Aqui está outra pequena ilustração sobre o estado de non-facer. Dizem que nos tempos da Inquisição, um jovem italiano foi preso, encarcerado e acusado de graves pecados, e com base nessas acusações, o italiano foi submetido à tortura. A tortura, aos olhos da sagrada Inquisição, era um tipo de teste para a correção ou incorreção do suspeito, do acusado. Presumia-se que, se uma pessoa não fosse pecadora, pura diante de Deus, ela suportaria qualquer tortura sem confessar falsamente, e então, se ela suportasse a tortura, a sagrada Inquisição a declararia inocente e não a submeteria à “execução sem derramamento de sangue”, ou seja, queimando-a na fogueira. E então o pobre italiano foi submetido a terríveis torturas; um secretário da Inquisição e o inquisidor, que conduziu o interrogatório, estavam presentes. E o interrogatório não deu em nada: o italiano não se confessou culpado de nada. Quando a tortura terminou e o inquisidor anunciou a decisão de considerar esse italiano inocente, e os carcereiros começaram a desacorrentar e libertar o prisioneiro, o inquisidor, dirigindo-se ao anteriormente acusado e agora reabilitado jovem italiano, perguntou: “Você não disse uma palavra de confissão, mas eu ouvi seus lábios sussurrando ‘Eu te vejo’ (io te vedo). Não poderia ser outra coisa senão a própria santa virgem aparecendo para você e fortalecendo você para suportar as terríveis torturas”. “Sua Santidade,” respondeu o ex-prisioneiro, “realmente algo apareceu diante dos meus olhos, mas esse algo era a fogueira na qual você teria me queimado, se uma palavra de confissão tivesse escapado de mim”.
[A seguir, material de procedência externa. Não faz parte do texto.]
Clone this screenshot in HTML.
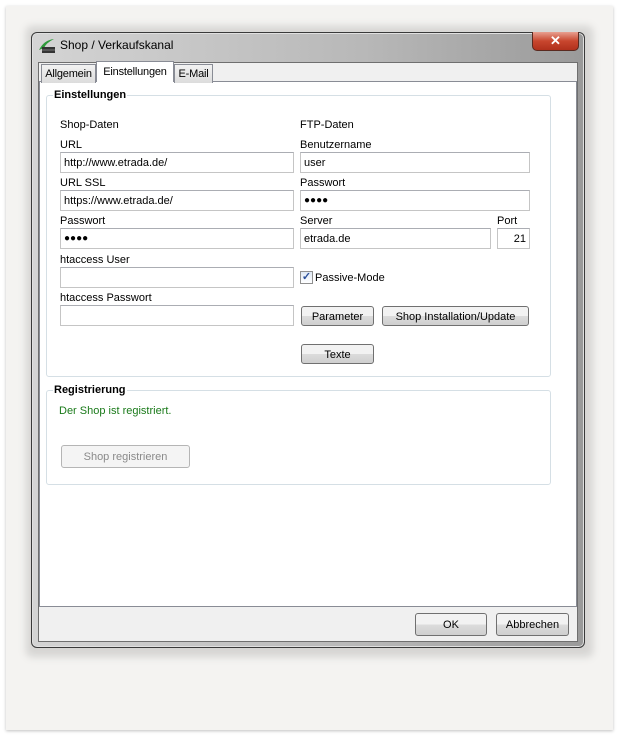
<!DOCTYPE html>
<html><head><meta charset="utf-8"><style>
*{box-sizing:border-box;margin:0;padding:0}
body{width:619px;height:737px;background:#fff;position:relative;overflow:hidden;font-family:"Liberation Sans",sans-serif;font-size:11px;color:#000}
.a{position:absolute;white-space:nowrap}
.paper{left:6px;top:6px;width:607px;height:724px;background:#f4f3f1;box-shadow:0 1px 3px rgba(0,0,0,.25)}
.shadow{left:26px;top:26px;width:567px;height:631px;background:rgba(0,0,0,.12);filter:blur(4px);border-radius:6px}
.win{left:31px;top:32px;width:554px;height:616px;border:1px solid #3a3a3a;border-radius:6px;background:linear-gradient(90deg,#d4d4d4,#b8b8b8 60%,#9a9a9a);box-shadow:inset 0 0 0 1px #e0e0e0}
.client{left:38px;top:62px;width:540px;height:580px;background:#f0f0f0;border:1px solid #6f6f6f}
.pane{left:39px;top:81px;width:538px;height:526px;background:#fff;border:1px solid #898c95}
.tab{height:19px;border:1px solid #898c95;border-bottom:none;background:linear-gradient(#f2f2f2,#dcdcdc);padding:3px 0 0;text-align:center;font-size:11px;letter-spacing:-0.2px}
.group{border:1px solid #d5dfe5;border-radius:3px}
.gt{background:#fff;font-weight:bold;font-size:11px;padding:0 1px}
.in{height:21px;border:1px solid #c5c5c5;border-top-color:#abadb3;background:#fff;padding:4px 0 0 3px;font-size:11px}
.btn{height:20px;border:1px solid #707070;border-radius:3px;background:linear-gradient(#f2f2f2 50%,#dcdcdc 50%,#cfcfcf);text-align:center;padding-top:4px;font-size:11px}
.dots{letter-spacing:0px;font-size:10px;padding-top:4px}
</style></head><body>
<div class="a paper"></div>
<div class="a shadow"></div>
<div class="a win"></div>
<svg class="a" style="left:38px;top:38px" width="18" height="16"><path d="M1 12 Q6 2 16 1 Q8 5 6 10Z" fill="#2e9a3a"/><rect x="4" y="9" width="13" height="6" fill="#333"/><line x1="4" y1="12" x2="17" y2="12" stroke="#777"/></svg>
<div class="a" style="left:60px;top:38px;font-size:12px;color:#000">Shop / Verkaufskanal</div>
<div class="a" style="left:532px;top:32px;width:47px;height:19px;border:1px solid #5a2a20;border-top:none;border-radius:0 0 5px 5px;background:linear-gradient(#e8a090,#c8462e 50%,#b0301c);color:#fff;font-weight:bold;text-align:center;font-size:13px;line-height:17px">✕</div>
<div class="a client"></div>
<div class="a pane"></div>
<div class="a tab" style="left:41px;top:64px;width:55px">Allgemein</div>
<div class="a tab" style="left:96px;top:61px;width:78px;height:21px;background:#fff;padding-top:4px">Einstellungen</div>
<div class="a tab" style="left:174px;top:64px;width:39px">E-Mail</div>

<div class="a group" style="left:46px;top:95px;width:505px;height:282px"></div>
<div class="a gt" style="left:53px;top:89px">Einstellungen</div>
<div class="a" style="left:60px;top:119px">Shop-Daten</div>
<div class="a" style="left:300px;top:119px">FTP-Daten</div>
<div class="a" style="left:60px;top:139px">URL</div>
<div class="a in" style="left:60px;top:152px;width:234px">http://www.etrada.de/</div>
<div class="a" style="left:60px;top:177px">URL SSL</div>
<div class="a in" style="left:60px;top:190px;width:234px">https://www.etrada.de/</div>
<div class="a" style="left:60px;top:215px">Passwort</div>
<div class="a in dots" style="left:60px;top:228px;width:234px">●●●●</div>
<div class="a" style="left:60px;top:254px">htaccess User</div>
<div class="a in" style="left:60px;top:267px;width:234px"></div>
<div class="a" style="left:60px;top:292px">htaccess Passwort</div>
<div class="a in" style="left:60px;top:305px;width:234px"></div>

<div class="a" style="left:300px;top:139px">Benutzername</div>
<div class="a in" style="left:300px;top:152px;width:230px">user</div>
<div class="a" style="left:300px;top:177px">Passwort</div>
<div class="a in dots" style="left:300px;top:190px;width:230px">●●●●</div>
<div class="a" style="left:300px;top:215px">Server</div>
<div class="a in" style="left:300px;top:228px;width:191px">etrada.de</div>
<div class="a" style="left:497px;top:215px">Port</div>
<div class="a in" style="left:497px;top:228px;width:33px;text-align:right;padding-right:3px">21</div>
<div class="a" style="left:300px;top:271px;width:13px;height:13px;border:1px solid #8f8f8f;background:linear-gradient(#dfe9f5,#fff);color:#2a4f9a;font-size:11px;line-height:11px;text-align:center;font-weight:bold">✓</div>
<div class="a" style="left:315px;top:272px">Passive-Mode</div>
<div class="a btn" style="left:301px;top:306px;width:73px">Parameter</div>
<div class="a btn" style="left:382px;top:306px;width:147px">Shop Installation/Update</div>
<div class="a btn" style="left:301px;top:344px;width:73px">Texte</div>

<div class="a group" style="left:46px;top:390px;width:505px;height:95px"></div>
<div class="a gt" style="left:53px;top:384px">Registrierung</div>
<div class="a" style="left:59px;top:405px;color:#1a7a1a">Der Shop ist registriert.</div>
<div class="a" style="left:61px;top:445px;width:129px;height:23px;border:1px solid #b5b5b5;border-radius:3px;background:#f4f4f4;color:#8a8a8a;text-align:center;padding-top:5px">Shop registrieren</div>

<div class="a btn" style="left:415px;top:613px;width:72px;height:23px;padding-top:5px">OK</div>
<div class="a btn" style="left:496px;top:613px;width:73px;height:23px;padding-top:5px">Abbrechen</div>
</body></html>
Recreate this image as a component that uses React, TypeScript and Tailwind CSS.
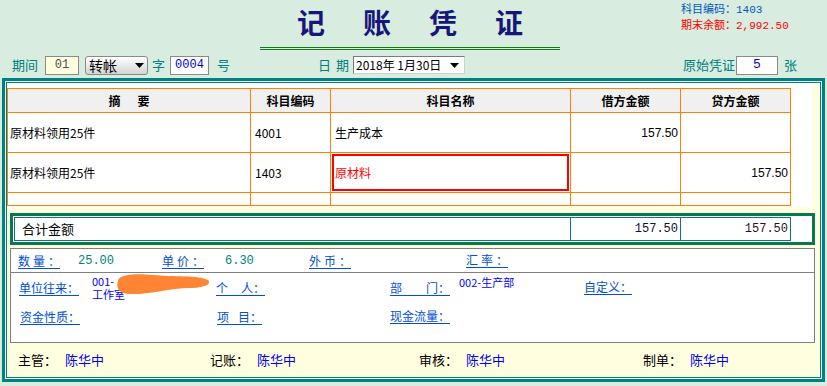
import React from "react";

const Arrow = () => (
  <svg width="9" height="5" viewBox="0 0 9 5">
    <path d="M0 0 H9 L4.5 5 Z" fill="#000" />
  </svg>
);

// underlined label, parts spread over a fixed width like the old form
const ULabel = ({ parts, className = "" }: { parts: string[]; className?: string }) => (
  <span
    className={`inline-flex justify-between border-b border-[#0050d0] leading-[14px] text-[#0050d0] ${className}`}
  >
    {parts.map((p, i) => (
      <span key={i}>{p}</span>
    ))}
  </span>
);

const rows = [
  { memo: "原材料领用25件", code: "4001", name: "生产成本", debit: "157.50", credit: "", active: false },
  { memo: "原材料领用25件", code: "1403", name: "原材料", debit: "", credit: "157.50", active: true },
];

const signers = [
  { label: "主管：", name: "陈华中", w: "w-[145px]" },
  { label: "记账：", name: "陈华中", w: "w-[162px]" },
  { label: "审核：", name: "陈华中", w: "w-[177px]" },
  { label: "制单：", name: "陈华中", w: "w-[100px]" },
];

export default function App() {
  return (
    <div className="w-[827px] h-[386px] overflow-hidden bg-[#d8ecdf] font-['Noto_Sans_CJK_SC',sans-serif] text-[12px] text-black">
      {/* 标题 */}
      <div className="flex h-[52px]">
        <div className="w-[260px]" />
        <div className="w-[300px] flex flex-col">
          <div className="flex justify-center gap-[38px] pt-[7px] h-[38px] text-[28px] leading-[30px] font-bold text-[#16167a]">
            <span>记</span>
            <span>账</span>
            <span>凭</span>
            <span>证</span>
          </div>
          <div className="mt-[9px] h-[3px] border-y border-[#127a12]" />
        </div>
        <div className="flex-1 pl-[121px] pt-[1px] text-[11px] leading-[14px]">
          <div className="text-[#0058c0]">
            科目编码：<span className="font-['Liberation_Mono',monospace]">1403</span>
          </div>
          <div className="text-[#ff0000]">
            期末余额：<span className="font-['Liberation_Mono',monospace]">2,992.50</span>
          </div>
        </div>
      </div>

      {/* 凭证字号 */}
      <div className="flex items-center h-[26px] pl-[12px] text-[13px] text-[#008080]">
        <span className="w-[33px]">期间</span>
        <div className="w-[34px] h-[19px] flex items-center justify-center bg-[#ffffe0] border border-[#8a8a8a] font-['Liberation_Mono',monospace] text-[12px] text-[#505050]">
          01
        </div>
        <div className="ml-[6px] w-[63px] h-[19px] flex items-center justify-between pl-[3px] pr-[3px] rounded-[3px] border border-[#8a8a8a] bg-gradient-to-b from-white to-[#d4d4d4] text-[14px] text-black">
          <span className="leading-none">转帐</span>
          <Arrow />
        </div>
        <span className="ml-[4px] w-[18px]">字</span>
        <div className="w-[39px] h-[19px] flex items-center justify-center bg-white border border-[#8a8a8a] font-['Liberation_Mono',monospace] text-[12px] text-[#0000e0]">
          0004
        </div>
        <span className="ml-[8px] w-[101px]">号</span>
        <span className="w-[35px] pr-[4px] flex justify-between">
          <span>日</span>
          <span>期</span>
        </span>
        <div className="w-[112px] h-[18px] flex items-center justify-between pl-[2px] pr-[5px] bg-white border border-[#7a7a7a] border-r-[#d0d0d0] border-b-[#d0d0d0] text-[12px] text-black">
          <span className="leading-none">2018年 1月30日</span>
          <Arrow />
        </div>
        <span className="ml-[218px] w-[53px]">原始凭证</span>
        <div className="w-[42px] h-[19px] flex items-center justify-center bg-white border border-[#8a8a8a] font-['Liberation_Mono',monospace] text-[13px] text-[#0000e0]">
          5
        </div>
        <span className="ml-[6px]">张</span>
      </div>

      {/* 主面板 */}
      <div className="ml-[2px] w-[823px] h-[304px] border-[3px] border-[#008080] bg-[#e8f6f4] p-px">
        <div className="h-full border border-[#008080] bg-[#ffffe0] flex flex-col">
          {/* 分录表 */}
          <div className="w-[805px] h-[124px] pt-[5px] bg-white">
            <div className="grid grid-cols-[243px_80px_240px_110px_110px] w-[784px] border-l border-t border-[#ff8000]">
              <div className="h-[24px] flex items-center justify-center gap-[17px] bg-[#f0f0f0] border-r border-b border-[#ff8000] font-bold">
                <span>摘</span>
                <span>要</span>
              </div>
              <div className="h-[24px] flex items-center justify-center bg-[#f0f0f0] border-r border-b border-[#ff8000] font-bold">
                科目编码
              </div>
              <div className="h-[24px] flex items-center justify-center bg-[#f0f0f0] border-r border-b border-[#ff8000] font-bold">
                科目名称
              </div>
              <div className="h-[24px] flex items-center justify-center bg-[#f0f0f0] border-r border-b border-[#ff8000] font-bold">
                借方金额
              </div>
              <div className="h-[24px] flex items-center justify-center bg-[#f0f0f0] border-r border-b border-[#ff8000] font-bold">
                贷方金额
              </div>

              {rows.map((r, i) => (
                <React.Fragment key={i}>
                  <div className="h-[40px] flex items-center pl-[2px] border-r border-b border-[#ff8000]">{r.memo}</div>
                  <div className="h-[40px] flex items-center pl-[4px] border-r border-b border-[#ff8000]">{r.code}</div>
                  <div className="h-[40px] border-r border-b border-[#ff8000]">
                    {r.active ? (
                      <div className="m-px h-[37px] flex items-center pl-px border-2 border-[#ff0000] text-[#ff0000]">
                        {r.name}
                      </div>
                    ) : (
                      <div className="h-full flex items-center pl-[4px]">{r.name}</div>
                    )}
                  </div>
                  <div className="h-[40px] flex items-center justify-end pr-[2px] border-r border-b border-[#ff8000] font-['Liberation_Sans',sans-serif]">
                    {r.debit}
                  </div>
                  <div className="h-[40px] flex items-center justify-end pr-[2px] border-r border-b border-[#ff8000] font-['Liberation_Sans',sans-serif]">
                    {r.credit}
                  </div>
                </React.Fragment>
              ))}
              <div className="h-[13px] border-r border-b border-[#ff8000]" />
              <div className="h-[13px] border-r border-b border-[#ff8000]" />
              <div className="h-[13px] border-r border-b border-[#ff8000]" />
              <div className="h-[13px] border-r border-b border-[#ff8000]" />
              <div className="h-[13px] border-r border-b border-[#ff8000]" />
            </div>
          </div>

          {/* 合计 */}
          <div className="mt-[6px] ml-[3px] w-[805px] border-[3px] border-[#067a4c] p-px bg-white">
            <div className="grid grid-cols-[556px_110px_110px] w-[777px] border-l border-t border-[#0a7878]">
              <div className="h-[23px] flex items-center pl-[7px] border-r border-b border-[#0a7878] text-[13px]">
                合计金额
              </div>
              <div className="h-[23px] flex items-center justify-end pr-[2px] border-r border-b border-[#0a7878] font-['Liberation_Mono',monospace] text-[12px] text-[#101030]">
                157.50
              </div>
              <div className="h-[23px] flex items-center justify-end pr-[2px] border-r border-b border-[#0a7878] font-['Liberation_Mono',monospace] text-[12px] text-[#301020]">
                157.50
              </div>
            </div>
          </div>

          {/* 辅助项 */}
          <div className="relative mt-[3px] ml-[3px] w-[805px] h-[95px] border border-[#808080] bg-white">
            <div className="flex items-center h-[24px] pl-[7px] border-b border-[#808080]">
              <div className="w-[60px]">
                <ULabel parts={["数", "量", "："]} className="w-[42px]" />
              </div>
              <div className="w-[84px] font-['Liberation_Mono',monospace] text-[12px] text-[#008080]">25.00</div>
              <div className="w-[63px]">
                <ULabel parts={["单", "价", "："]} className="w-[42px]" />
              </div>
              <div className="w-[84px] font-['Liberation_Mono',monospace] text-[12px] text-[#008080]">6.30</div>
              <div className="w-[157px]">
                <ULabel parts={["外", "币", "："]} className="w-[42px]" />
              </div>
              <ULabel parts={["汇", "率", "："]} className="w-[42px]" />
            </div>

            <div className="flex items-center h-[29px] pl-[8px]">
              <div className="w-[73px]">
                <ULabel parts={["单位往来："]} />
              </div>
              <div className="w-[124px] flex flex-col text-[11px] leading-[13px] text-[#0000ff]">
                <span>001-</span>
                <span>工作室</span>
              </div>
              <div className="w-[174px]">
                <ULabel parts={["个", "人："]} className="w-[49px]" />
              </div>
              <div className="w-[69px]">
                <ULabel parts={["部", "门："]} className="w-[60px]" />
              </div>
              <div className="w-[125px] self-start pt-[3px] text-[11px] leading-[12px] text-[#0000ff]">002-生产部</div>
              <ULabel parts={["自定义："]} />
            </div>

            <div className="flex items-center h-[29px] pl-[9px]">
              <div className="w-[197px]">
                <ULabel parts={["资金性质："]} />
              </div>
              <div className="w-[173px]">
                <ULabel parts={["项", "目："]} className="w-[45px]" />
              </div>
              <ULabel parts={["现金流量："]} />
            </div>

            {/* 涂抹遮挡 */}
            <svg className="absolute left-[104px] top-[23px]" width="96" height="24" viewBox="0 0 96 24">
              <path
                d="M3 9 C3 3 18 1 38 3 C58 5 84 3 93 8 C97 12 90 16 72 16 C52 17 32 23 13 22 C3 21 1 15 3 9 Z"
                fill="#ff8434"
              />
            </svg>
          </div>

          {/* 签字 */}
          <div className="flex-1 flex items-center pl-[11px] text-[13px]">
            {signers.map((s, i) => (
              <React.Fragment key={i}>
                <span className="w-[47px]">{s.label}</span>
                <span className={`${s.w} text-[#0000ff]`}>{s.name}</span>
              </React.Fragment>
            ))}
          </div>
        </div>
      </div>
    </div>
  );
}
Esta situação no problema da vontade me levou à necessidade de realizar uma análise independente. Em primeiro lugar, recusei-me a procurar explicações para formas muito complexas, como atos internos, ações internas, abstenção de ação, tolerância e assim por diante, e decidi voltar à ação externa comum, considerando analiticamente as possibilidades de caracterização em condições da análise convencional, que agora é frequentemente chamada de análise baseada na chamada Abordagem da Atividade. Imagine uma ação volitiva comum, ou seja, uma ação orientada para um objetivo. Por trás do objetivo há um motivo de acordo com a posição geral chamada de Abordagem de Atividade na psicologia. Então é fácil imaginar um esquema muito simples. Por trás do objetivo (estabelecido por alguém ou por si mesmo) pode estar um motivo positivo. Então a ação ocorre e energeticamente (ou seja, em termos de tempo gasto, força, volume de trabalho a ser feito) está em uma certa relação com a força da motivação, mais precisamente com o motivo. Ela acontece e não enta na categoria das volitivas. Pode-se imaginar o oposto: por trás do objetivo está um motivo negativo — de não agir, e então a ação simplesmente não acontece. A alternativa simples: motivo positivo — a ação acontece, motivo negativo — a ação não acontece. Não poderia ser mais simples.

Mas o ponto é que sempre devemos lembrar que as ações são sempre polimotivadas. Quando realizo alguma ação, entro em relação não com um, mas com vários objetos, que por si só podem atuar como motivos. Vamos considerar o caso mais simples de polimotivação com a presença de dois motivos (na realidade, podemos considerar três, quantos quisermos, isso não importa para uma análise esquemática). Novamente, tomamos um caso banal — ambos os motivos são positivos. A ação ocorre. Vamos considerar o segundo caso — ambos os motivos são negativos. A ação não vai acontecer de jeito nenhum. Por que ela deveria acontecer? E agora vamos considerar tal variante: um motivo é positivo e o outro é negativo. Surge a situação da ação. Isso já não é apenas uma ação. É uma ação volitiva. E não importa se ambos os motivos são conhecido, apenas um é conhecido ou nenhum é conhecido. É importante que esses motivos existam. Na situação de um exame, tenho uma relação dupla: com minhas obrigações profissionais (com meu dever) e com o examinando. Ao examinar, não posso deixar de lidar com o examinando, mas também não posso ignorar o programa, o requisito. O que acontece?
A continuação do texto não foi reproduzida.